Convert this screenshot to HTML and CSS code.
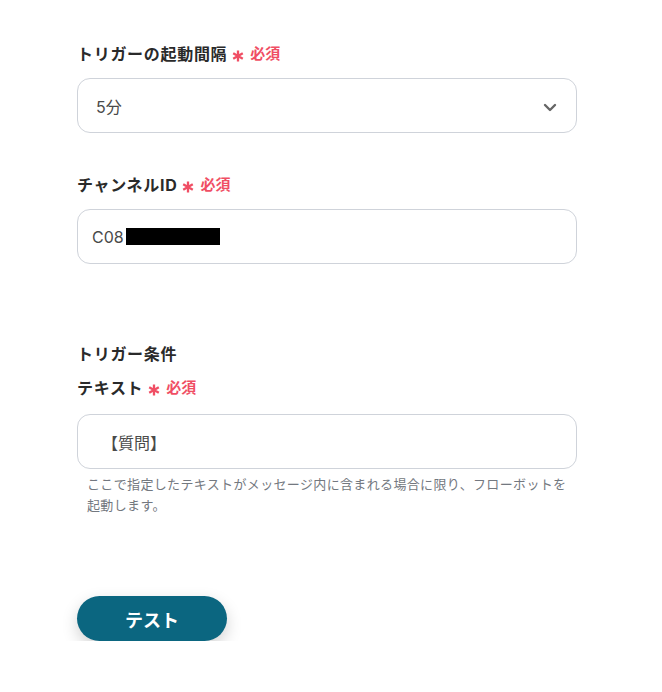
FILE: index.html
```html
<!DOCTYPE html>
<html lang="ja">
<head>
<meta charset="utf-8">
<link rel="stylesheet" href="styles.css">
</head>
<body>
<div class="form">
  <div class="field">
    <div class="label">トリガーの起動間隔<span class="req"><svg class="ast" width="12" height="12" viewBox="0 0 12 12"><path d="M6 0.5V11.5M1.2 3.25L10.8 8.75M1.2 8.75L10.8 3.25" stroke="#f04e64" stroke-width="2.3"/></svg>必須</span></div>
    <div class="box select">
      <span class="val">5分</span>
      <svg class="chev" width="14" height="9" viewBox="0 0 14 9"><path d="M2 2 L7 7 L12 2" fill="none" stroke="#666" stroke-width="2.4" stroke-linecap="round" stroke-linejoin="round"/></svg>
    </div>
  </div>
  <div class="field f2">
    <div class="label">チャンネルID<span class="req"><svg class="ast" width="12" height="12" viewBox="0 0 12 12"><path d="M6 0.5V11.5M1.2 3.25L10.8 8.75M1.2 8.75L10.8 3.25" stroke="#f04e64" stroke-width="2.3"/></svg>必須</span></div>
    <div class="box input"><span class="val">C08</span><span class="redact"></span></div>
  </div>
  <div class="section">トリガー条件</div>
  <div class="field f3">
    <div class="label">テキスト<span class="req"><svg class="ast" width="12" height="12" viewBox="0 0 12 12"><path d="M6 0.5V11.5M1.2 3.25L10.8 8.75M1.2 8.75L10.8 3.25" stroke="#f04e64" stroke-width="2.3"/></svg>必須</span></div>
    <div class="box input b3"><span class="val q">【質問】</span></div>
    <p class="help">ここで指定したテキストがメッセージ内に含まれる場合に限り、フローボットを起動します。</p>
  </div>
  <button class="btn">テスト</button>
</div>
</body>
</html>
```
FILE: styles.css
```css
* { box-sizing: border-box; }
body {
  margin: 0;
  background: #fff;
  font-family: "Inter", "Noto Sans CJK JP", sans-serif;
  color: #2b2b2b;
}
.form {
  width: 500px;
  margin-left: 77px;
  padding-top: 42px;
  display: flex;
  flex-direction: column;
}
.label {
  font-size: 16px;
  font-weight: 700;
  line-height: 24px;
  letter-spacing: 0.7px;
  display: flex;
  align-items: center;
  color: #2a2a2a;
}
.req {
  color: #f04e64;
  font-size: 15px;
  font-weight: 700;
  letter-spacing: 0;
  margin-left: 5px;
  display: flex;
  align-items: center;
}
.ast {
  margin-right: 6px;
  margin-top: 4px;
}
.box {
  margin-top: 12px;
  height: 55px;
  border: 1px solid #cfd3da;
  border-radius: 13px;
  display: flex;
  align-items: center;
  font-size: 16px;
  color: #4a4a4a;
}
.select {
  padding: 0 19px 0 18px;
  justify-content: space-between;
}
.chev { margin-top: 3px; }
.input { padding: 0 14px; }
.redact {
  display: inline-block;
  width: 94px;
  height: 17px;
  background: #000;
  margin-left: 2px;
}
.q { margin-left: 10px; }
.f2 { margin-top: 40px; }
.section {
  margin-top: 78px;
  font-size: 16px;
  font-weight: 700;
  line-height: 24px;
  letter-spacing: 0.7px;
  color: #2a2a2a;
}
.f3 { margin-top: 10px; }
.b3 { margin-top: 14px; }
.help {
  margin: 5px 10px 0 10px;
  font-size: 13px;
  line-height: 21px;
  letter-spacing: 0.35px;
  color: #737880;
}
.btn {
  margin-top: 80px;
  width: 150px;
  height: 45px;
  border: none;
  border-radius: 23px;
  background: #0b6680;
  color: #fff;
  font-family: "Inter", "Noto Sans CJK JP", sans-serif;
  font-size: 18px;
  font-weight: 700;
  box-shadow: 0 6px 16px rgba(0, 0, 0, 0.18);
}
```
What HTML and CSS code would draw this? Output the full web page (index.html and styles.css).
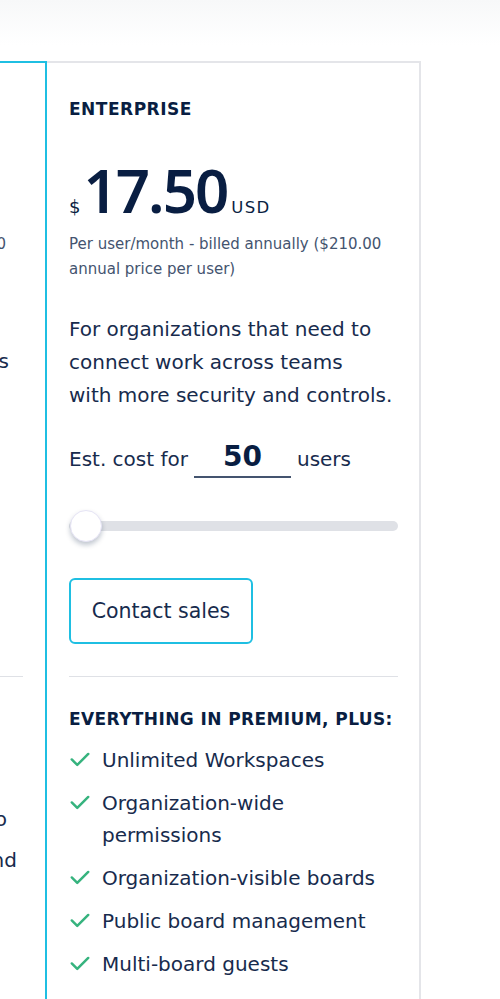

◆ ◆ ◆ ◆

§ Aim
Generate a word-for-word copy of the preceding records, excluding all pictures.

§ Task solution
Convert this screenshot to HTML and CSS code.
FILE: index.html
```html
<!DOCTYPE html>
<html lang="ja">
<head>
<meta charset="utf-8">
<link rel="stylesheet" href="styles.css">
</head>
<body>
<div class="form">
  <div class="field">
    <div class="label">トリガーの起動間隔<span class="req"><svg class="ast" width="12" height="12" viewBox="0 0 12 12"><path d="M6 0.5V11.5M1.2 3.25L10.8 8.75M1.2 8.75L10.8 3.25" stroke="#f04e64" stroke-width="2.3"/></svg>必須</span></div>
    <div class="box select">
      <span class="val">5分</span>
      <svg class="chev" width="14" height="9" viewBox="0 0 14 9"><path d="M2 2 L7 7 L12 2" fill="none" stroke="#666" stroke-width="2.4" stroke-linecap="round" stroke-linejoin="round"/></svg>
    </div>
  </div>
  <div class="field f2">
    <div class="label">チャンネルID<span class="req"><svg class="ast" width="12" height="12" viewBox="0 0 12 12"><path d="M6 0.5V11.5M1.2 3.25L10.8 8.75M1.2 8.75L10.8 3.25" stroke="#f04e64" stroke-width="2.3"/></svg>必須</span></div>
    <div class="box input"><span class="val">C08</span><span class="redact"></span></div>
  </div>
  <div class="section">トリガー条件</div>
  <div class="field f3">
    <div class="label">テキスト<span class="req"><svg class="ast" width="12" height="12" viewBox="0 0 12 12"><path d="M6 0.5V11.5M1.2 3.25L10.8 8.75M1.2 8.75L10.8 3.25" stroke="#f04e64" stroke-width="2.3"/></svg>必須</span></div>
    <div class="box input b3"><span class="val q">【質問】</span></div>
    <p class="help">ここで指定したテキストがメッセージ内に含まれる場合に限り、フローボットを起動します。</p>
  </div>
  <button class="btn">テスト</button>
</div>
</body>
</html>
```
FILE: styles.css
```css
* { box-sizing: border-box; }
body {
  margin: 0;
  background: #fff;
  font-family: "Inter", "Noto Sans CJK JP", sans-serif;
  color: #2b2b2b;
}
.form {
  width: 500px;
  margin-left: 77px;
  padding-top: 42px;
  display: flex;
  flex-direction: column;
}
.label {
  font-size: 16px;
  font-weight: 700;
  line-height: 24px;
  letter-spacing: 0.7px;
  display: flex;
  align-items: center;
  color: #2a2a2a;
}
.req {
  color: #f04e64;
  font-size: 15px;
  font-weight: 700;
  letter-spacing: 0;
  margin-left: 5px;
  display: flex;
  align-items: center;
}
.ast {
  margin-right: 6px;
  margin-top: 4px;
}
.box {
  margin-top: 12px;
  height: 55px;
  border: 1px solid #cfd3da;
  border-radius: 13px;
  display: flex;
  align-items: center;
  font-size: 16px;
  color: #4a4a4a;
}
.select {
  padding: 0 19px 0 18px;
  justify-content: space-between;
}
.chev { margin-top: 3px; }
.input { padding: 0 14px; }
.redact {
  display: inline-block;
  width: 94px;
  height: 17px;
  background: #000;
  margin-left: 2px;
}
.q { margin-left: 10px; }
.f2 { margin-top: 40px; }
.section {
  margin-top: 78px;
  font-size: 16px;
  font-weight: 700;
  line-height: 24px;
  letter-spacing: 0.7px;
  color: #2a2a2a;
}
.f3 { margin-top: 10px; }
.b3 { margin-top: 14px; }
.help {
  margin: 5px 10px 0 10px;
  font-size: 13px;
  line-height: 21px;
  letter-spacing: 0.35px;
  color: #737880;
}
.btn {
  margin-top: 80px;
  width: 150px;
  height: 45px;
  border: none;
  border-radius: 23px;
  background: #0b6680;
  color: #fff;
  font-family: "Inter", "Noto Sans CJK JP", sans-serif;
  font-size: 18px;
  font-weight: 700;
  box-shadow: 0 6px 16px rgba(0, 0, 0, 0.18);
}
```
What HTML and CSS code would draw this? Output the full web page (index.html and styles.css).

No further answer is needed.